Elixir-Sulfanilamide
Bottles of Elixir Sulfanilamide

1938: Federal Food, Drug, & Cosmetic Act

The Federal Food, Drug, and Cosmetic Act was created in response to the sulfa craze. It replaced the Pure Food and Drug Act of 1906. The Federal Food, Drug, and Cosmetic Act required new drugs to be proven safe before they were marketed to the public. It also authorized factory inspections, extended FDA control to cosmetics and devices, and authorized standards of quality for food.

Federal-Food-Drug-and-Cosmetic-Act
This cartoon expresses public concerns about color additives in cosmetics and the need for scientific investigations to establish safety. The caption reads: “No, Doris, lips that touch Fire Plug Pink shall never touch mine.” Image courtesy of U.S. National Library of Medicine at http://1.usa.gov/1FTDDBF

1946: Nuremburg trials

From 1939 to 1945, the Nazi’s performed experiments on concentration camp prisoners. These studies were meant to prove the racial ideology of the Third Reich, help the German militia in combat situations, create new weapons, and aid in the recovery of injured military members.

Josef Mengele was one of the leaders in the concentration camp experiments. These experiments were unscientific and conducted without consent. One of Mengele’s experiments involved injecting blue dye into brown eyes in an attempt to change eye color. Other Nazi experimentation crimes involved:

  • Sterilization experiments
  • Sea water experiments
  • Mustard gas experiments
  • Poison experiments
  • Removing sections of bones, muscles, and nerves without anesthesia
  • A variety of studies on twins (One study involved sewing a pair of twins together back to back to create conjoined twins. The children died of gangrene several days later)

The Nuremberg trials were a series of 13 military tribunals held by the Allied forces after World War II had ended. The sole purpose of these trials was to bring Nazi war criminals to justice. The first Nuremberg trial began on November 20th, 1945 and ended on October 1st, 1946. It tried 23 of the most important military and political leaders of the Third Reich. Adolf Hitler and several other criminals were unable to be tried because they had committed suicide or fled.

A different Nuremberg trial was held for the doctors. The “Doctor’s Trial” concluded on August 20th, 1947. The defendants in this case were charged with murders, tortures, and other atrocities committed in the name of medical science. Josef Mengele evaded capture, but Karl Brandt (Adolf Hitler’s personal physician and Reich Commissar for Health and Sanitation) was sentenced to death by hanging.

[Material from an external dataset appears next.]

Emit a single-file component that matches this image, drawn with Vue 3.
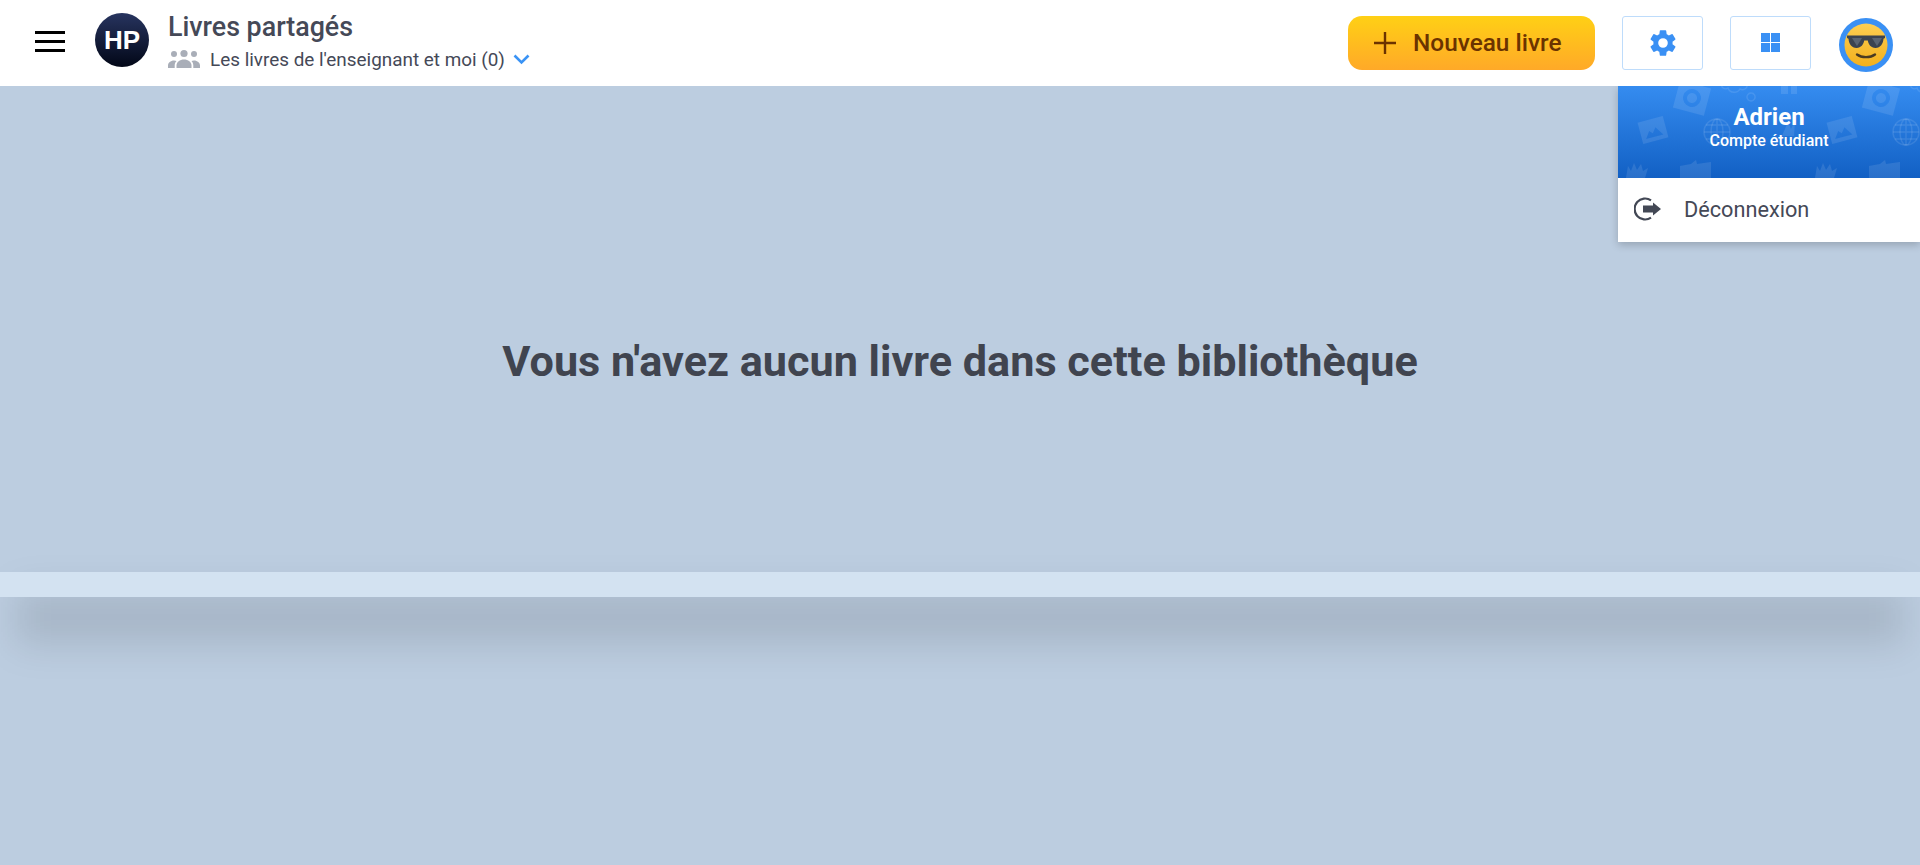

Defendants_in_the_dock_at_nuremberg_trials
View of the defendants in the dock at the International Military Tribunal trial of war criminals at Nuremberg. Image courtesy of http://bit.ly/1EOyUzJ

1947: Nuremburg Code

In May of 1947, Dr. Leo Alexander submitted six point that defined legitimate medical research to the Counsel for War Crimes.  The “Doctor’s Trial” verdict adopted the six points and added another four points to them. These ten points comprised the Nuremberg Code. The United States Department of Health and Human Services later used the Nuremberg Code and the Declaration of Helsinki as the basis for the Code of Federal Regulations Title 45 Volume 46. The ten points of the Nuremberg Code include such principals as informed consent, absence of coercion, beneficence toward study participants, and more. All ten points can be found here.

1948: First randomized controlled clinical trial

The first trial using properly randomized treatment and control groups was executed in 1948 by the Medical Research Council. It involved using streptomycin as a treatment for pulmonary tuberculosis. This trial also used the blind assessment method, where neither the patients nor the researchers know which treatment group each patient was in at the time of the study. This enabled an unbiased analysis of the results.